I don’t want to rehash all the old arguments – that FAANG+M are the new Nifty Fifty. That my Upper West Side Apple store which routinely did more than 100M+ in business per year is now barren most of the time (yes it’s just the kind of bullshit anecdotal evidence that usually isn’t worth much – except when you are trying to gauge relative rather than absolute change.) There are many analysts much smarter than me that have made much better arguments as to the stretchiness of valuation.

No. What I want to tell you exactly how the crash will happen since I’ve lived through all of them starting with the “Big One” in 1987.
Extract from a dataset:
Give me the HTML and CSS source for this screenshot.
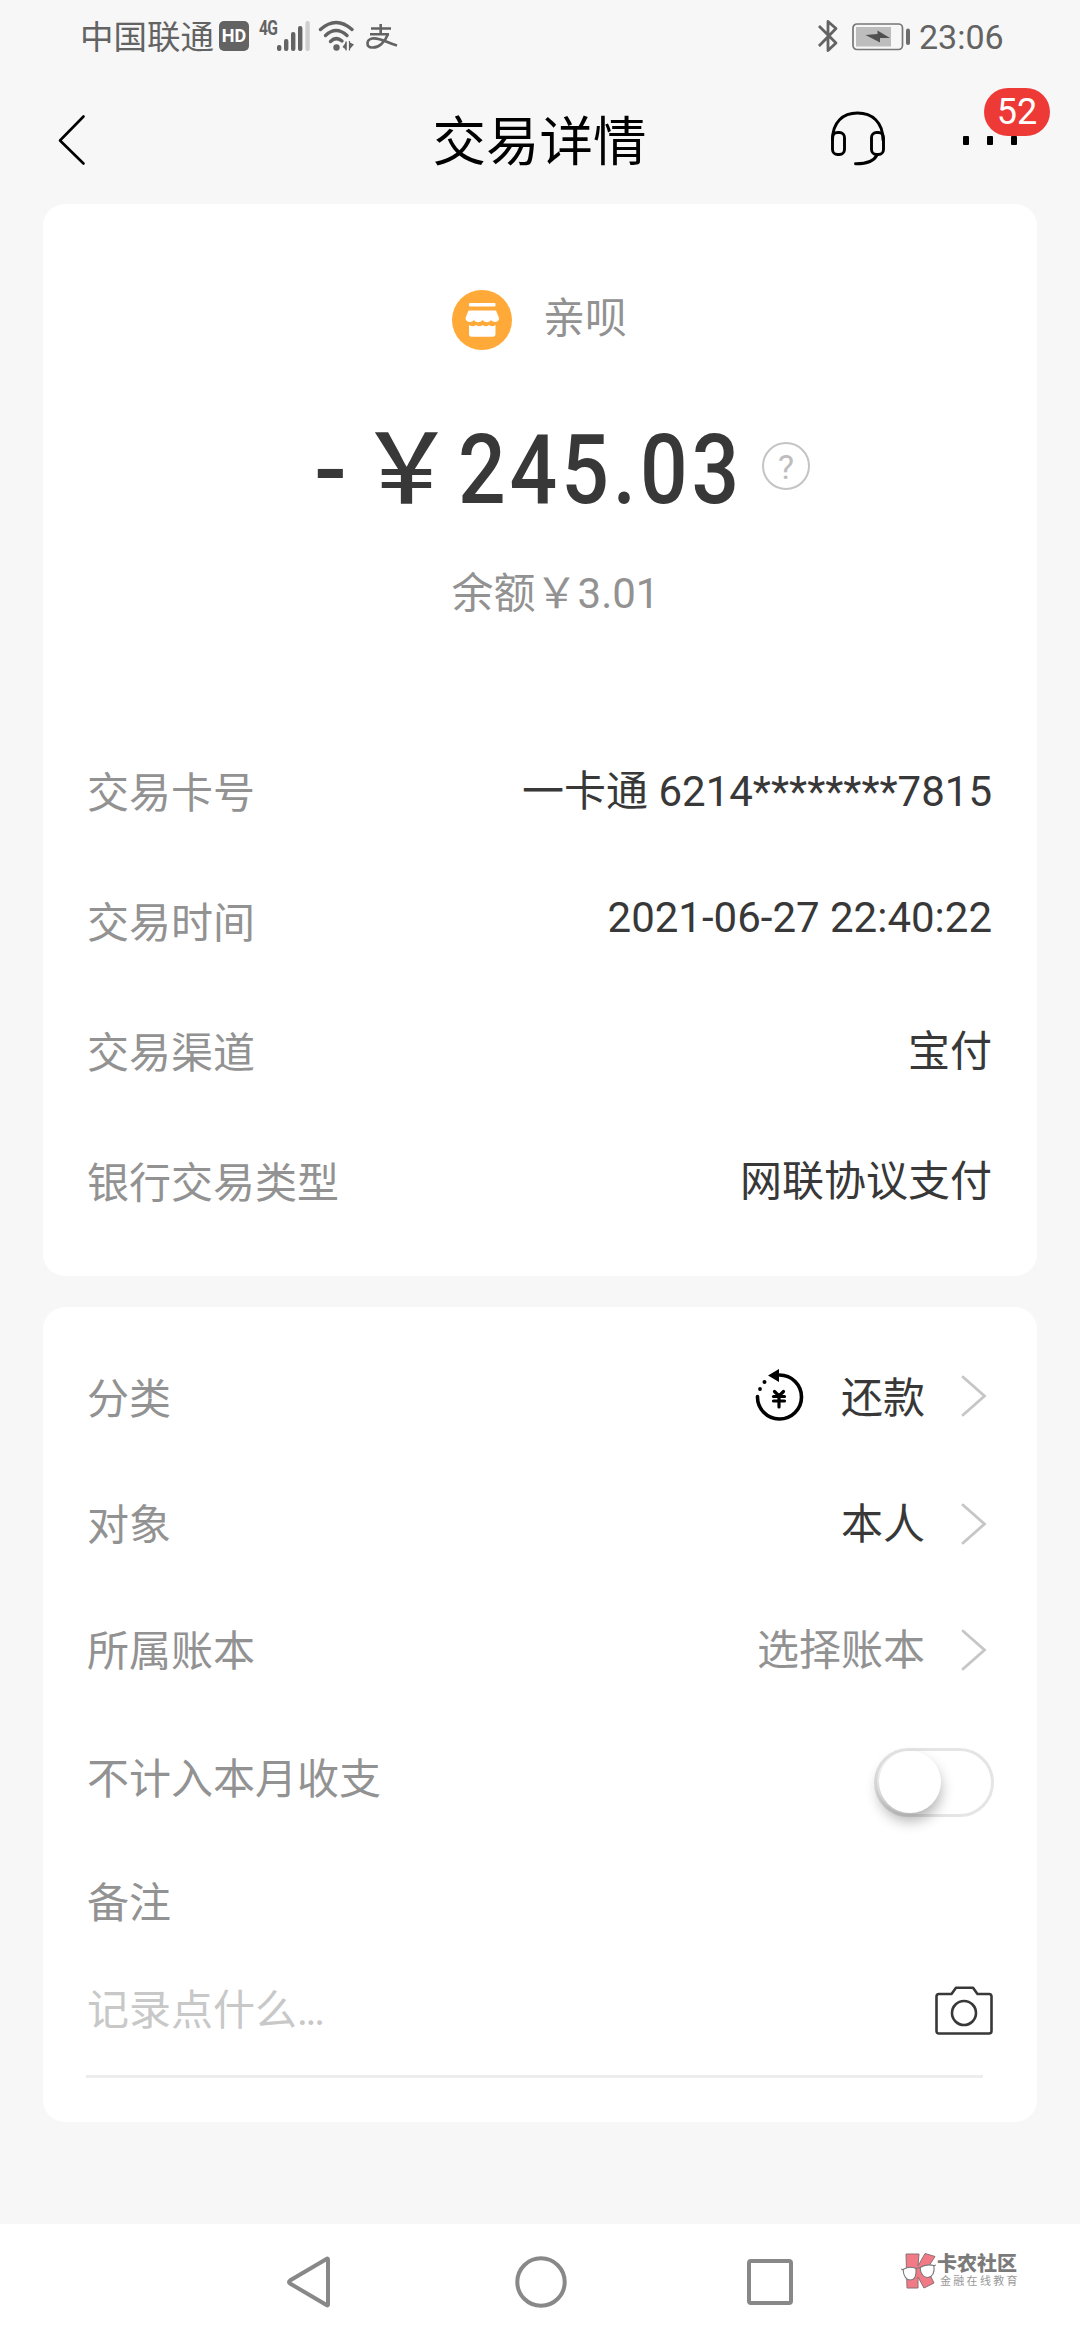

There will be some unexpected catalyst, or perhaps no catalyst at all – just a price cascade that will take the S&P down by 100 points in less than a minute. At first, the algos will step in and try their usual mean-reversion, vol-dampening routine but traders spooked by the move and investors looking to cash out long held profits will create customer flows that will quickly overwhelm the machines. The Spoos will start to dive again. Then, ignition algos seeing momentum will start to mercilessly pound the bids and drive the futures even lower. HFTs which only like to handle a couple of hundred shares at a clip will instantly turn off and suddenly all equity bids will disappear from the market. The exchanges will trigger circuit breakers and stop trading altogether. Now you will not be able to sell out at any price.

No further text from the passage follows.